Rows from a dataset of pages and code:

--

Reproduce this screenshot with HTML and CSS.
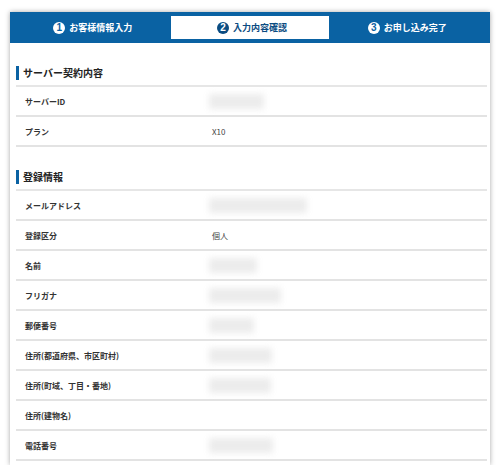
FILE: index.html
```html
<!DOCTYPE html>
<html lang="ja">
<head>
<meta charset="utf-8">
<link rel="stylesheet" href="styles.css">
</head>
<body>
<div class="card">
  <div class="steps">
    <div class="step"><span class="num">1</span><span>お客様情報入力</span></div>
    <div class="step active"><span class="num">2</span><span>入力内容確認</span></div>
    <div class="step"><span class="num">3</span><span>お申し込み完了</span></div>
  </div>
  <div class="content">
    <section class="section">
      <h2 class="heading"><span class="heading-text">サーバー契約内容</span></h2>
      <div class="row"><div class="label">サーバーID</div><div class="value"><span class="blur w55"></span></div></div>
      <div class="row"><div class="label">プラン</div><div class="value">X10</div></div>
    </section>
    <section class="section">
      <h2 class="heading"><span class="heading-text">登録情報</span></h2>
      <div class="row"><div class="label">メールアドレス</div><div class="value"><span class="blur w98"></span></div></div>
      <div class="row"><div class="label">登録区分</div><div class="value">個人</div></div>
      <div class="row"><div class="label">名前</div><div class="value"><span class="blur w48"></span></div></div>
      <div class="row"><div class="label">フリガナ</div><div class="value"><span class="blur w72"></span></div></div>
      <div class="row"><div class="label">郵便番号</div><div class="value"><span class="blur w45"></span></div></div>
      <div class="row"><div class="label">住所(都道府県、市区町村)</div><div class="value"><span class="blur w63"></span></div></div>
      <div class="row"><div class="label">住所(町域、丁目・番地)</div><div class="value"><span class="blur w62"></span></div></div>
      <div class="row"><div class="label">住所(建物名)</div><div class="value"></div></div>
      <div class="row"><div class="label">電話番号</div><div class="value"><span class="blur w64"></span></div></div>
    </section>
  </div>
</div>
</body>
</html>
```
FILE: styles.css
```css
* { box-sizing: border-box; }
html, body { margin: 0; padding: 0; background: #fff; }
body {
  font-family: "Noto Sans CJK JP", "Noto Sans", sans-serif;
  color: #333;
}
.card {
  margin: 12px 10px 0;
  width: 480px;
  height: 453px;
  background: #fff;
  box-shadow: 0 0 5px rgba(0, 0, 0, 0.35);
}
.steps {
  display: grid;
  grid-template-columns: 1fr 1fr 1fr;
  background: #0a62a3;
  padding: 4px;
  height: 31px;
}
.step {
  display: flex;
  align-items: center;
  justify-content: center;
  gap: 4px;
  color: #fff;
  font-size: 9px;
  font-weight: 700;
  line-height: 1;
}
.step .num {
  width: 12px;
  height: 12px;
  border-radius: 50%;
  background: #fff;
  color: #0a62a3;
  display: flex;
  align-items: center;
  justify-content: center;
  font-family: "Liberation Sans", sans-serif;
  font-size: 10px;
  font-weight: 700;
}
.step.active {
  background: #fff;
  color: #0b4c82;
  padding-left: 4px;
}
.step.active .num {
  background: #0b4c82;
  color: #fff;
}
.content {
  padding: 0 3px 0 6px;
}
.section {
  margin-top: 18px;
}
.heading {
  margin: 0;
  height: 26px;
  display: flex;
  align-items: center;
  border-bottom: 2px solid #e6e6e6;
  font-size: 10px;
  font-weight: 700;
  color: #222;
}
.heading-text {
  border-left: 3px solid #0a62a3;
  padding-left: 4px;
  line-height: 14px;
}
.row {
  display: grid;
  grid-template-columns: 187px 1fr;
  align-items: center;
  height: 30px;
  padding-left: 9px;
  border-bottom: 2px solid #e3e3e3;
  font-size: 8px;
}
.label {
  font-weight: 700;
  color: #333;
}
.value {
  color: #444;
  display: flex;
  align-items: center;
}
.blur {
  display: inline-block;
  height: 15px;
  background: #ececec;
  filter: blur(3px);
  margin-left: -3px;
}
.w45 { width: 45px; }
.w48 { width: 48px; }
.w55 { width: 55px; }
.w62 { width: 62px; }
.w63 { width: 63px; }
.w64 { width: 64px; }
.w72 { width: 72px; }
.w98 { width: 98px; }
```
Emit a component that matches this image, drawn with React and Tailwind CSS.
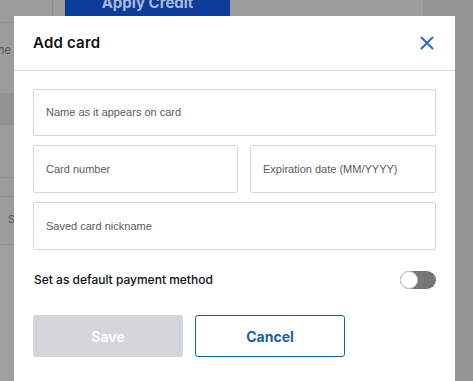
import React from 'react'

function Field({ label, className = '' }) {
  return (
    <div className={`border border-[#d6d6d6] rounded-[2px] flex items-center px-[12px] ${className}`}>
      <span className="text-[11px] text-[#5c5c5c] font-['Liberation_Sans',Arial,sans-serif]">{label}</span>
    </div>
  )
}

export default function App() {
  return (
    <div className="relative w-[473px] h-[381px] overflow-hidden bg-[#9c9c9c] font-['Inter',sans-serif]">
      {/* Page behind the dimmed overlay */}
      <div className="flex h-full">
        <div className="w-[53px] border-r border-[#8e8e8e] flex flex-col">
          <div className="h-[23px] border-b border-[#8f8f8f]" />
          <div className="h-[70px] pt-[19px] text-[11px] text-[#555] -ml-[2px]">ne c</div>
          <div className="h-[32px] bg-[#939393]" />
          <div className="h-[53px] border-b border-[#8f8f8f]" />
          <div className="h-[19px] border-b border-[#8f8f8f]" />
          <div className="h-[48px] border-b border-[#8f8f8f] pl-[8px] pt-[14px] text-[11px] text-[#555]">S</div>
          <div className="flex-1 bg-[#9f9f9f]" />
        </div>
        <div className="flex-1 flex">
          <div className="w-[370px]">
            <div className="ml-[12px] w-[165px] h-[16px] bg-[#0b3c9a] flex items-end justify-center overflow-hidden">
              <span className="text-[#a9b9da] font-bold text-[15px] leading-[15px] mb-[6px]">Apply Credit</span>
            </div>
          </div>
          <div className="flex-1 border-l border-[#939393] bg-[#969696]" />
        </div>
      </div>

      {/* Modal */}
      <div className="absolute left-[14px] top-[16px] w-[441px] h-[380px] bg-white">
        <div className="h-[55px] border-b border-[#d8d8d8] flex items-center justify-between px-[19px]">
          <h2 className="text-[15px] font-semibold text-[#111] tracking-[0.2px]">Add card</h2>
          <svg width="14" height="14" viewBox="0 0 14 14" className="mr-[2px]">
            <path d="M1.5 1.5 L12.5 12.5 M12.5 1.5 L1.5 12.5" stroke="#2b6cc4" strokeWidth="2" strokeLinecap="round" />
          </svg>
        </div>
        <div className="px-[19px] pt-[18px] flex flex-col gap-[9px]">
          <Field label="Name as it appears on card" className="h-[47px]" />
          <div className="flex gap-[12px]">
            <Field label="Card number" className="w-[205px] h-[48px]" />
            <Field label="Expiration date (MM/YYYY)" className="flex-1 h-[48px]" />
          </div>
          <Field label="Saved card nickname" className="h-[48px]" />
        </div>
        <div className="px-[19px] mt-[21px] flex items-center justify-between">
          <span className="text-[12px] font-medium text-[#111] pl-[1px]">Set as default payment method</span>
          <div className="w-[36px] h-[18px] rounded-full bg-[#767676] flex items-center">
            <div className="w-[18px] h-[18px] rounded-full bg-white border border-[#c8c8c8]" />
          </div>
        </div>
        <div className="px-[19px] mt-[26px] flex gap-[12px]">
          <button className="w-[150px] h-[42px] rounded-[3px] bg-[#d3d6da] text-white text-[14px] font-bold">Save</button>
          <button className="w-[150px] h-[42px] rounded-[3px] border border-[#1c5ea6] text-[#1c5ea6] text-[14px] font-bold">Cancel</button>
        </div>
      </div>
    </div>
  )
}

--

Extract all the data above exactly, excluding every picture.

▶ _COMPLETED TASK_:
Reproduce this screenshot with HTML and CSS.
FILE: index.html
```html
<!DOCTYPE html>
<html lang="ja">
<head>
<meta charset="utf-8">
<link rel="stylesheet" href="styles.css">
</head>
<body>
<div class="card">
  <div class="steps">
    <div class="step"><span class="num">1</span><span>お客様情報入力</span></div>
    <div class="step active"><span class="num">2</span><span>入力内容確認</span></div>
    <div class="step"><span class="num">3</span><span>お申し込み完了</span></div>
  </div>
  <div class="content">
    <section class="section">
      <h2 class="heading"><span class="heading-text">サーバー契約内容</span></h2>
      <div class="row"><div class="label">サーバーID</div><div class="value"><span class="blur w55"></span></div></div>
      <div class="row"><div class="label">プラン</div><div class="value">X10</div></div>
    </section>
    <section class="section">
      <h2 class="heading"><span class="heading-text">登録情報</span></h2>
      <div class="row"><div class="label">メールアドレス</div><div class="value"><span class="blur w98"></span></div></div>
      <div class="row"><div class="label">登録区分</div><div class="value">個人</div></div>
      <div class="row"><div class="label">名前</div><div class="value"><span class="blur w48"></span></div></div>
      <div class="row"><div class="label">フリガナ</div><div class="value"><span class="blur w72"></span></div></div>
      <div class="row"><div class="label">郵便番号</div><div class="value"><span class="blur w45"></span></div></div>
      <div class="row"><div class="label">住所(都道府県、市区町村)</div><div class="value"><span class="blur w63"></span></div></div>
      <div class="row"><div class="label">住所(町域、丁目・番地)</div><div class="value"><span class="blur w62"></span></div></div>
      <div class="row"><div class="label">住所(建物名)</div><div class="value"></div></div>
      <div class="row"><div class="label">電話番号</div><div class="value"><span class="blur w64"></span></div></div>
    </section>
  </div>
</div>
</body>
</html>
```
FILE: styles.css
```css
* { box-sizing: border-box; }
html, body { margin: 0; padding: 0; background: #fff; }
body {
  font-family: "Noto Sans CJK JP", "Noto Sans", sans-serif;
  color: #333;
}
.card {
  margin: 12px 10px 0;
  width: 480px;
  height: 453px;
  background: #fff;
  box-shadow: 0 0 5px rgba(0, 0, 0, 0.35);
}
.steps {
  display: grid;
  grid-template-columns: 1fr 1fr 1fr;
  background: #0a62a3;
  padding: 4px;
  height: 31px;
}
.step {
  display: flex;
  align-items: center;
  justify-content: center;
  gap: 4px;
  color: #fff;
  font-size: 9px;
  font-weight: 700;
  line-height: 1;
}
.step .num {
  width: 12px;
  height: 12px;
  border-radius: 50%;
  background: #fff;
  color: #0a62a3;
  display: flex;
  align-items: center;
  justify-content: center;
  font-family: "Liberation Sans", sans-serif;
  font-size: 10px;
  font-weight: 700;
}
.step.active {
  background: #fff;
  color: #0b4c82;
  padding-left: 4px;
}
.step.active .num {
  background: #0b4c82;
  color: #fff;
}
.content {
  padding: 0 3px 0 6px;
}
.section {
  margin-top: 18px;
}
.heading {
  margin: 0;
  height: 26px;
  display: flex;
  align-items: center;
  border-bottom: 2px solid #e6e6e6;
  font-size: 10px;
  font-weight: 700;
  color: #222;
}
.heading-text {
  border-left: 3px solid #0a62a3;
  padding-left: 4px;
  line-height: 14px;
}
.row {
  display: grid;
  grid-template-columns: 187px 1fr;
  align-items: center;
  height: 30px;
  padding-left: 9px;
  border-bottom: 2px solid #e3e3e3;
  font-size: 8px;
}
.label {
  font-weight: 700;
  color: #333;
}
.value {
  color: #444;
  display: flex;
  align-items: center;
}
.blur {
  display: inline-block;
  height: 15px;
  background: #ececec;
  filter: blur(3px);
  margin-left: -3px;
}
.w45 { width: 45px; }
.w48 { width: 48px; }
.w55 { width: 55px; }
.w62 { width: 62px; }
.w63 { width: 63px; }
.w64 { width: 64px; }
.w72 { width: 72px; }
.w98 { width: 98px; }
```
Emit a component that matches this image, drawn with React and Tailwind CSS.
import React from 'react'

function Field({ label, className = '' }) {
  return (
    <div className={`border border-[#d6d6d6] rounded-[2px] flex items-center px-[12px] ${className}`}>
      <span className="text-[11px] text-[#5c5c5c] font-['Liberation_Sans',Arial,sans-serif]">{label}</span>
    </div>
  )
}

export default function App() {
  return (
    <div className="relative w-[473px] h-[381px] overflow-hidden bg-[#9c9c9c] font-['Inter',sans-serif]">
      {/* Page behind the dimmed overlay */}
      <div className="flex h-full">
        <div className="w-[53px] border-r border-[#8e8e8e] flex flex-col">
          <div className="h-[23px] border-b border-[#8f8f8f]" />
          <div className="h-[70px] pt-[19px] text-[11px] text-[#555] -ml-[2px]">ne c</div>
          <div className="h-[32px] bg-[#939393]" />
          <div className="h-[53px] border-b border-[#8f8f8f]" />
          <div className="h-[19px] border-b border-[#8f8f8f]" />
          <div className="h-[48px] border-b border-[#8f8f8f] pl-[8px] pt-[14px] text-[11px] text-[#555]">S</div>
          <div className="flex-1 bg-[#9f9f9f]" />
        </div>
        <div className="flex-1 flex">
          <div className="w-[370px]">
            <div className="ml-[12px] w-[165px] h-[16px] bg-[#0b3c9a] flex items-end justify-center overflow-hidden">
              <span className="text-[#a9b9da] font-bold text-[15px] leading-[15px] mb-[6px]">Apply Credit</span>
            </div>
          </div>
          <div className="flex-1 border-l border-[#939393] bg-[#969696]" />
        </div>
      </div>

      {/* Modal */}
      <div className="absolute left-[14px] top-[16px] w-[441px] h-[380px] bg-white">
        <div className="h-[55px] border-b border-[#d8d8d8] flex items-center justify-between px-[19px]">
          <h2 className="text-[15px] font-semibold text-[#111] tracking-[0.2px]">Add card</h2>
          <svg width="14" height="14" viewBox="0 0 14 14" className="mr-[2px]">
            <path d="M1.5 1.5 L12.5 12.5 M12.5 1.5 L1.5 12.5" stroke="#2b6cc4" strokeWidth="2" strokeLinecap="round" />
          </svg>
        </div>
        <div className="px-[19px] pt-[18px] flex flex-col gap-[9px]">
          <Field label="Name as it appears on card" className="h-[47px]" />
          <div className="flex gap-[12px]">
            <Field label="Card number" className="w-[205px] h-[48px]" />
            <Field label="Expiration date (MM/YYYY)" className="flex-1 h-[48px]" />
          </div>
          <Field label="Saved card nickname" className="h-[48px]" />
        </div>
        <div className="px-[19px] mt-[21px] flex items-center justify-between">
          <span className="text-[12px] font-medium text-[#111] pl-[1px]">Set as default payment method</span>
          <div className="w-[36px] h-[18px] rounded-full bg-[#767676] flex items-center">
            <div className="w-[18px] h-[18px] rounded-full bg-white border border-[#c8c8c8]" />
          </div>
        </div>
        <div className="px-[19px] mt-[26px] flex gap-[12px]">
          <button className="w-[150px] h-[42px] rounded-[3px] bg-[#d3d6da] text-white text-[14px] font-bold">Save</button>
          <button className="w-[150px] h-[42px] rounded-[3px] border border-[#1c5ea6] text-[#1c5ea6] text-[14px] font-bold">Cancel</button>
        </div>
      </div>
    </div>
  )
}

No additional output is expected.